置き去りにした時間
小学生の頃、夏休みは一年の中での最大の楽しみでした。一か月余りの休みの間、宿題はそっちのけで毎日遊び回り、それでも飽き足らずに次の日が来るのが楽しみで仕方がありませんでした。
楽しい時間はあっという間に過ぎると言いますが、あの頃の夏休みは不思議ととても長く感じられました。成長するにつれて体感の夏休みは短くなり、仕事をするようになってからは、夏休みどころか季節の移ろいすら心から堪能しないうちに時間だけが過ぎていきました。

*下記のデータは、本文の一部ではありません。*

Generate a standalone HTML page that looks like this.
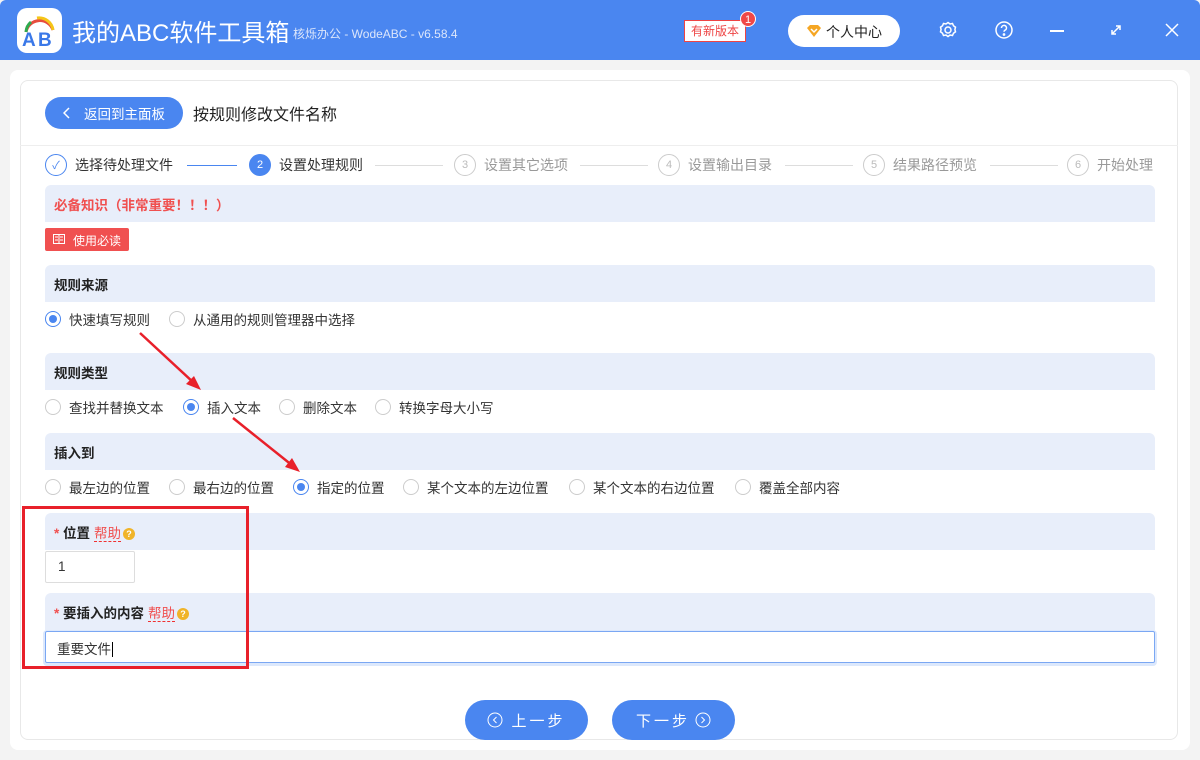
<!DOCTYPE html>
<html><head><meta charset="utf-8"><style>
*{box-sizing:border-box;margin:0;padding:0}
body{width:1200px;height:760px;overflow:hidden;background:#f3f3f3;font-family:"Liberation Sans","Noto Sans CJK SC",sans-serif;font-size:14px;color:#333;position:relative}
.abs{position:absolute}
.hdr{left:0;top:0;width:1200px;height:60px;background:#4a86f0;border-radius:6px 6px 0 0}
.sec{position:absolute;left:45px;width:1110px;height:37px;background:#e8eefa;border-radius:6px 6px 0 0;font-weight:bold;font-size:13.5px;color:#222;padding:9px 0 0 9px}
.rad{position:absolute;display:flex;align-items:center;font-size:13.5px;color:#333}
.r{width:16px;height:16px;border:1px solid #ccc;border-radius:50%;margin-right:8px;background:#fff;position:relative}
.r.on{border-color:#4a86f0}
.r.on:after{content:"";position:absolute;left:3px;top:3px;width:8px;height:8px;border-radius:50%;background:#4a86f0}
.step{position:absolute;top:154px;display:flex;align-items:center;font-size:14px;color:#999}
.sc{width:22px;height:22px;border:1px solid #ccc;border-radius:50%;display:flex;align-items:center;justify-content:center;font-size:11px;color:#bbb;margin-right:8px}
.ln{position:absolute;top:165px;height:1px;background:#ddd}
.help{color:#f05050;font-weight:normal;border-bottom:1px dashed #f03030;margin-left:4px}
.q{display:inline-block;width:12px;height:12px;border-radius:50%;background:#f0b429;color:#fff;font-size:9px;text-align:center;line-height:12px;margin-left:2px;vertical-align:1px}
.btn{position:absolute;top:700px;height:40px;border-radius:20px;background:#4a86f0;color:#fff;font-size:15px;display:flex;align-items:center;justify-content:center;letter-spacing:3px}
</style></head><body>
<div class="abs hdr"></div>
<div class="abs" style="left:17px;top:8px;width:45px;height:45px;background:#fff;border-radius:10px">
<svg width="45" height="45" viewBox="0 0 45 45"><path d="M9 24 A14 14 0 0 1 36 22" fill="none" stroke="#e84c3d" stroke-width="3"/><path d="M20 10 A14 14 0 0 1 36 22" fill="none" stroke="#f5c518" stroke-width="3"/><path d="M9 24 A14 14 0 0 1 14 14" fill="none" stroke="#2eaa4f" stroke-width="3"/><text x="5" y="38" font-family="Liberation Sans" font-weight="bold" font-size="19" fill="#3a78e8">A</text><text x="21" y="38" font-family="Liberation Sans" font-weight="bold" font-size="19" fill="#3a78e8">B</text></svg></div>
<div class="abs" style="left:72px;top:13px;font-size:24px;color:#fff">我的ABC软件工具箱</div>
<div class="abs" style="left:293px;top:25px;font-size:12px;color:#dce6fb">核烁办公 - WodeABC - v6.58.4</div>
<div class="abs" style="left:684px;top:20px;width:62px;height:22px;background:#fff;border:1px solid #e44;color:#e44;font-size:12px;text-align:center;line-height:20px">有新版本</div>
<div class="abs" style="left:740px;top:11px;width:16px;height:16px;border-radius:50%;background:#f04848;color:#fff;font-size:11px;text-align:center;line-height:16px;border:1px solid #fff">1</div>
<div class="abs" style="left:788px;top:15px;width:112px;height:32px;background:#fff;border-radius:16px;font-size:14px;color:#222;padding:7px 0 0 38px">个人中心</div>
<svg class="abs" style="left:806px;top:24px" width="16" height="14" viewBox="0 0 16 14"><path d="M1 4 L4 1 H12 L15 4 L8 13Z" fill="#f5a623"/><path d="M5 5 L8 8 L11 5" stroke="#fff" stroke-width="1.5" fill="none"/></svg>
<svg class="abs" style="left:938px;top:20px" width="20" height="20" viewBox="0 0 20 20" fill="none" stroke="#fff" stroke-width="1.5"><circle cx="10" cy="10" r="3"/><path d="M10 2.5l2 1.5 2.5-.5 1 2.3 2 1.4-.6 2.3.6 2.3-2 1.4-1 2.3-2.5-.5-2 1.5-2-1.5-2.5.5-1-2.3-2-1.4.6-2.3-.6-2.3 2-1.4 1-2.3 2.5.5z"/></svg>
<svg class="abs" style="left:994px;top:20px" width="20" height="20" viewBox="0 0 20 20" fill="none" stroke="#fff" stroke-width="1.5"><circle cx="10" cy="10" r="8"/><path d="M7.5 8a2.5 2.5 0 1 1 3.5 2.2c-.7.4-1 .9-1 1.6"/><circle cx="10" cy="14.5" r=".6" fill="#fff"/></svg>
<div class="abs" style="left:1050px;top:30px;width:14px;height:1.5px;background:#fff"></div>
<svg class="abs" style="left:1109px;top:23px" width="14" height="14" viewBox="0 0 14 14" stroke="#fff" stroke-width="1.5" fill="none"><path d="M3 11 L11 3 M7 3 H11 V7 M3 7 V11 H7"/></svg>
<svg class="abs" style="left:1165px;top:23px" width="14" height="14" viewBox="0 0 14 14" stroke="#fff" stroke-width="1.5"><path d="M1 1L13 13M13 1L1 13"/></svg>

<div class="abs" style="left:10px;top:70px;width:1180px;height:680px;background:#fff;border-radius:8px"></div>
<div class="abs" style="left:20px;top:80px;width:1158px;height:660px;border:1px solid #e8e8e8;border-radius:8px"></div>
<div class="abs" style="left:20px;top:145px;width:1158px;height:1px;background:#eee"></div>

<div class="abs" style="left:45px;top:97px;width:138px;height:32px;background:#4a86f0;border-radius:16px;color:#fff;font-size:13.5px;padding:6px 0 0 39px">返回到主面板</div>
<svg class="abs" style="left:63px;top:107px" width="8" height="12" viewBox="0 0 8 12" stroke="#fff" stroke-width="1.5" fill="none"><path d="M6 1L1 6L6 11"/></svg>
<div class="abs" style="left:193px;top:101px;font-size:16px;color:#222">按规则修改文件名称</div>

<div class="step" style="left:45px;color:#333"><div class="sc" style="border-color:#4a86f0;color:#4a86f0">✓</div>选择待处理文件</div>
<div class="ln" style="left:187px;width:50px;background:#4a86f0"></div>
<div class="step" style="left:249px;color:#333"><div class="sc" style="background:#4a86f0;border-color:#4a86f0;color:#fff">2</div>设置处理规则</div>
<div class="ln" style="left:375px;width:68px"></div>
<div class="step" style="left:454px"><div class="sc">3</div>设置其它选项</div>
<div class="ln" style="left:580px;width:68px"></div>
<div class="step" style="left:658px"><div class="sc">4</div>设置输出目录</div>
<div class="ln" style="left:785px;width:68px"></div>
<div class="step" style="left:863px"><div class="sc">5</div>结果路径预览</div>
<div class="ln" style="left:990px;width:68px"></div>
<div class="step" style="left:1067px"><div class="sc">6</div>开始处理</div>

<div class="sec" style="top:185px;color:#f05050">必备知识（非常重要！！！）</div>
<div class="abs" style="left:45px;top:228px;width:84px;height:23px;background:#f05050;border-radius:2px;color:#fff;font-size:12px;padding:4px 0 0 28px">使用必读</div>
<svg class="abs" style="left:53px;top:234px" width="12" height="10" viewBox="0 0 12 10" stroke="#fff" fill="none"><rect x=".5" y=".5" width="11" height="9"/><path d="M6 .5V9.5M2 3h3M7 3h3M2 6h3M7 6h3"/></svg>

<div class="sec" style="top:265px">规则来源</div>
<div class="rad" style="left:45px;top:309px"><div class="r on"></div>快速填写规则</div>
<div class="rad" style="left:169px;top:309px"><div class="r"></div>从通用的规则管理器中选择</div>

<div class="sec" style="top:353px">规则类型</div>
<div class="rad" style="left:45px;top:397px"><div class="r"></div>查找并替换文本</div>
<div class="rad" style="left:183px;top:397px"><div class="r on"></div>插入文本</div>
<div class="rad" style="left:279px;top:397px"><div class="r"></div>删除文本</div>
<div class="rad" style="left:375px;top:397px"><div class="r"></div>转换字母大小写</div>

<div class="sec" style="top:433px">插入到</div>
<div class="rad" style="left:45px;top:477px"><div class="r"></div>最左边的位置</div>
<div class="rad" style="left:169px;top:477px"><div class="r"></div>最右边的位置</div>
<div class="rad" style="left:293px;top:477px"><div class="r on"></div>指定的位置</div>
<div class="rad" style="left:403px;top:477px"><div class="r"></div>某个文本的左边位置</div>
<div class="rad" style="left:569px;top:477px"><div class="r"></div>某个文本的右边位置</div>
<div class="rad" style="left:735px;top:477px"><div class="r"></div>覆盖全部内容</div>

<div class="sec" style="top:513px"><span style="color:#f05050">*</span> 位置<span class="help">帮助</span><span class="q">?</span></div>
<div class="abs" style="left:45px;top:551px;width:90px;height:32px;border:1px solid #ddd;border-radius:2px;padding:7px 0 0 12px;font-size:13.5px">1</div>
<div class="sec" style="top:593px"><span style="color:#f05050">*</span> 要插入的内容<span class="help">帮助</span><span class="q">?</span></div>
<div class="abs" style="left:45px;top:631px;width:1110px;height:32px;border:1px solid #7aa7f3;border-radius:2px;padding:6px 0 0 11px;font-size:13.5px;box-shadow:0 1px 0 2px #dce8fc">重要文件<span style="border-left:1px solid #000;margin-left:1px"></span></div>

<div class="abs" style="left:22px;top:506px;width:227px;height:163px;border:3px solid #e8202a"></div>

<svg class="abs" style="left:0;top:0" width="1200" height="760"><g stroke="#e8202a" stroke-width="2.5" fill="#e8202a"><line x1="140" y1="333" x2="194" y2="383"/><polygon points="201,390 186,384 194,376" stroke="none"/><line x1="233" y1="418" x2="293" y2="466"/><polygon points="300,472 285,467 292,458" stroke="none"/></g></svg>

<div class="btn" style="left:465px;width:123px"><svg width="16" height="16" viewBox="0 0 16 16" stroke="#fff" fill="none" style="margin-right:8px"><circle cx="8" cy="8" r="7"/><path d="M9.5 5L6.5 8L9.5 11"/></svg>上一步</div>
<div class="btn" style="left:612px;width:123px">下一步<svg width="16" height="16" viewBox="0 0 16 16" stroke="#fff" fill="none" style="margin-left:5px"><circle cx="8" cy="8" r="7"/><path d="M6.5 5L9.5 8L6.5 11"/></svg></div>
</body></html>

子どもの頃、自分のやりたいことをするために求めていたものが時間でした。大人になってからは、やらなければならないことを処理するために時間に追われるようになりました。
同じ時間であっても、自分のための時間と他人のための時間は全くの別物です。私は多くの時間を他者のために費やし、自分のための時間を置き去りにしたまま人生の折り返し地点を通過していました。
待ち遠しい明日
しばらく前のこと。それまで積んだまま放置していた未読の書籍を全て読み終え、また新しい本を買おうと思っていましたが、それ以来、書店巡りはしても本を買い求めることはしなくなりました。

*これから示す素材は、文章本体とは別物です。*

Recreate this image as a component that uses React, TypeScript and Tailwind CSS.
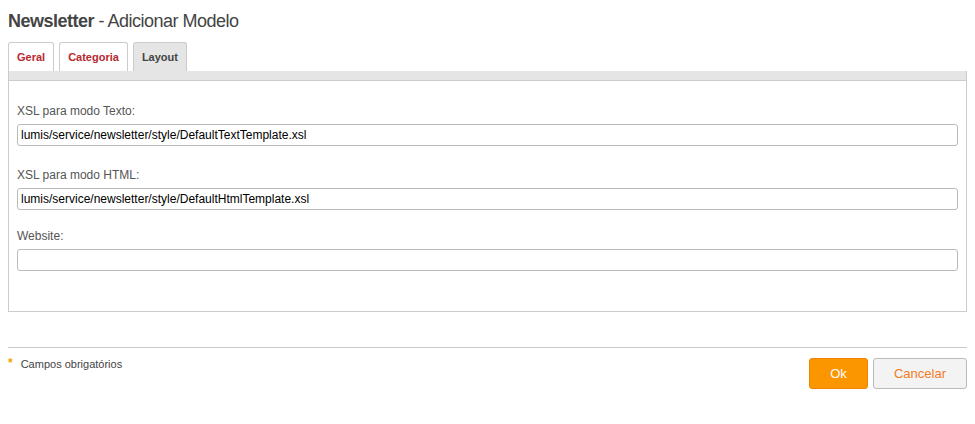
import React, { useState } from "react";

const fields = [
  { label: "XSL para modo Texto:", value: "lumis/service/newsletter/style/DefaultTextTemplate.xsl", gap: "" },
  { label: "XSL para modo HTML:", value: "lumis/service/newsletter/style/DefaultHtmlTemplate.xsl", gap: "mt-[22px]" },
  { label: "Website:", value: "", gap: "mt-[19px]" },
];

const tabs = ["Geral", "Categoria", "Layout"];

const App: React.FC = () => {
  const [active, setActive] = useState("Layout");

  return (
    <div className="bg-white px-2 pt-[9px] font-['Liberation_Sans',Arial,sans-serif] text-[#444]">
      <h1 className="text-[18px] leading-[24px] tracking-[-0.5px]">
        <span className="font-bold">Newsletter</span> - Adicionar Modelo
      </h1>

      <div className="mt-[9px] flex gap-[5px]">
        {tabs.map((t) => (
          <button
            key={t}
            onClick={() => setActive(t)}
            className={`h-[29px] rounded-t-[3px] border border-b-0 border-[#ccc] px-2 text-[11px] font-bold ${
              active === t ? "bg-[#e5e5e5] text-[#444]" : "bg-white text-[#b8282e]"
            }`}
          >
            {t}
          </button>
        ))}
      </div>

      <div className="h-[241px] border border-t-0 border-[#ccc]">
        <div className="h-[10px] border-b border-[#ccc] bg-[#e5e5e5]" />
        <div className="flex flex-col px-2 pt-[23px]">
          {fields.map((f) => (
            <div key={f.label} className={`flex flex-col ${f.gap}`}>
              <label className="text-[12px] leading-[14px] text-[#555]">{f.label}</label>
              <input
                defaultValue={f.value}
                className="mt-[6px] h-[22px] rounded-[3px] border border-[#bbb] px-[3px] text-[12px] text-black outline-none"
              />
            </div>
          ))}
        </div>
      </div>

      <div className="mt-[35px] border-t border-[#c8c8c8]" />
      <div className="flex items-start justify-between pt-[10px]">
        <div className="flex items-center gap-[8px] text-[11px] leading-[13px] text-[#444]">
          <span className="-mt-[3px] text-[12px] font-bold leading-none text-[#f5a300]">*</span>
          <span>Campos obrigatórios</span>
        </div>
        <div className="flex gap-[5px]">
          <button className="h-[31px] w-[59px] rounded-[3px] border border-[#f08300] bg-[#fb9500] text-[13px] text-white">
            Ok
          </button>
          <button className="h-[31px] w-[94px] rounded-[3px] border border-[#bbb] bg-[#f3f3f3] text-[13px] text-[#f47a1f]">
            Cancelar
          </button>
        </div>
      </div>
    </div>
  );
};

export default App;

その代わりに、本棚にある読み古したものを読み返すようになりました。以前との違いは、意識的にとてもゆっくりと本を読み進めるようになったことです。既読の書籍も読み方次第で新鮮に感じられます。すでに頭に内容が入っているものでも新たな発見に出会うこともあります。
かつての私の読書は、時間に追い立てられているような感覚がありました。会議の資料や部下からの報告書を読み込むのと同じく、楽しいはずの読書も読み込んで情報を得るだけのものに成り下がっていました。
仕事をセーブするようになってから、家族や自分のための時間は増えましたが、しばらくは、あの“追い立てられる”感覚から逃れられませんでした。
家事に要する時間、趣味に費やす時間、家族との語らいの時間 - 仕事とは関わりのないことでさえ自分を急かしていました。
上の娘に指摘されて、自分の行動に効率化や合理化を求めてしまうのは職業病の一種なのだと気づきました。自分や家族のために行なうものを、私は勝手に時間制限のあるゲームに仕立てていたのでした。
私がプライベートの時間をのんびりと過ごすことを意識するようになったのは、娘の一言が気づきのきっかけでした。無駄に時間を使うのではありません。楽しいはずの時間を心の底から楽しむためです。
何かに追い立てられることがなく、自分のやりたいことに費やす時間は、子どもの頃の私が当たり前のように手にしていたものでした。
私には毎日やりたいことがたくさんあります。小学生の夏休みのような、次の日が来るのが待ち遠しい日常 – それが、おそらく私が望んでいる生き方なのだと思います。